Hace ya muchos años, cuando realizaba mis primeras
correrías pirenaicas, leía también cuantos libros de montaña caían en mis manos.
Muchas veces aparecían referencias a un personaje cuyos textos, siempre citados
por otros autores, me resultaban especialmente próximos.

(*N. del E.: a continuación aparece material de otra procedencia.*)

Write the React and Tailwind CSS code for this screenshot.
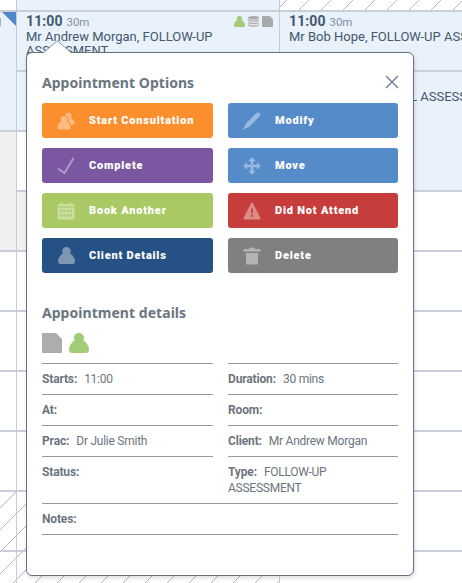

Con el tiempo fui
descubriéndolo, y cuanto más lo conocía más me impresionaba la coincidencia de experiencias
y sentimientos entre él y yo.
No había nada suyo publicado en español por aquel
entonces, así que en un viaje a Luchon compré su libro más importante,
“Souvenirs d´un montagnard”, en francés que era su idioma materno, y lo leí
como mejor pude; eso sí, con mucha reverencia.
Supe que había vivido en el siglo XIX y principios
del XX, que su padre era irlandés y su madre francesa. Que era conde. Que antes
de dedicar su vida a los Pirineos, había recorrido por tierra y mar buena parte
del mundo, cosa que bien a gusto hubiera hecho yo si hubiera sido conde, o
duque, o marqués, o rico… y hubiera podido vivir de renta. No es mi caso.
Quien me conozca ya sabrá que estoy hablando de Henry
Patrick Marie Russell-Killough, el Conde Russell, el Señor Conde, sin más, como yo le
llamo.
Hoy en día ya sé muchas cosas de su vida, de su forma
de pensar, de su forma de vivir las montañas, en particular los Pirineos, y me
resulta increíble cómo es posible que me sienta tan profunda y absolutamente
identificado con un hombre nacido 121 años antes que yo y cuya vida fue totalmente
diferente a la mía.
Pero hace ya tiempo encontré la explicación. Nos une
la montaña, nos unen los Pirineos, y ese lazo es tan poderoso que muchas veces,
cuando ando por esos montes suyos y míos, sobre todo si voy solo, cosa que como
yo, él hacía con frecuencia, me parece sentirlo junto a mí, caminando,
descansando, bebiendo en el arroyo, gozando del momento indescriptible de
llegar a la cima…
Hay además tres curiosas coincidencias en nuestras
vidas. Una de ellas, el lugar en el que él decidió dedicar su vida a los
Pirineos, legándonos esta decisión en forma de declaración de amor. Fue en la
cabaña Cabellud, hoy desaparecida, cerca del Portillón de Benasque, una mañana
de verano en la que, tras una borrasca de varios días, salió un día azul,
limpio, y contempló el macizo de La
Maladeta blanco de nieve nueva, resplandeciente bajo el cielo
de Aragón. También yo, en ese mismo lugar, y después de varios días de
tormentas, pude contemplar el mismo espectáculo, y aunque no escribí nada
entonces, supe que quedaba enganchado para siempre a aquella tierra.
La otra es que, al menos hasta hoy, hemos subido los
mismos cuatromiles en los Alpes. El subió el Mont Blanc y el Dôme de Gôuter de
camino al primero, en Francia y el Breithorn, en Suiza. Sólo esos. No subió
más. Se quedó para siempre en los Pirineos, y aunque yo no le hago ascos a
subir más cuatromiles, ojalá, hoy por hoy tenemos los mismos en nuestro haber. Ésta es otra
curiosa coincidencia.
La tercera es que a él le gustaba escribir, se sentía
impulsado a hacerlo porque era una manera de volver allí, donde era feliz, y de compartir esa felicidad con los demás. Yo,
desde que empecé a subir montañas sentí también la necesidad de escribir, por
lo mismo. Y así lo hice. Tengo muchas páginas escritas en unas cajas. Ahí
están; de momento ahí están. Él escribió y publicó, y hoy gozamos de sus
experiencias. Claro que, sus escritos tuvieron el inmenso valor de abrir
caminos, mientras que yo sólo he transitado por ellos, siendo esto para mí un placer y
un honor.
Pues bien, esta es la presentación de una nueva
sección del blog que voy a titular Conde
Russell al habla. Una sección donde el protagonista será el pirineísta más
grande de la historia. Él será mi guía y yo seguiré gozoso sus pasos.
En la próxima entrada de esta sección os contaré su
vida. Para acabar ésta, una foto suya.
Si casi he deificado la naturaleza, si la he amado demasiado, tengo por lo menos una excusa, y es que ella nunca me ha hecho llorar. No puedo decir lo mismo de los hombres...
Conde Russell en Recuerdos de un montañero.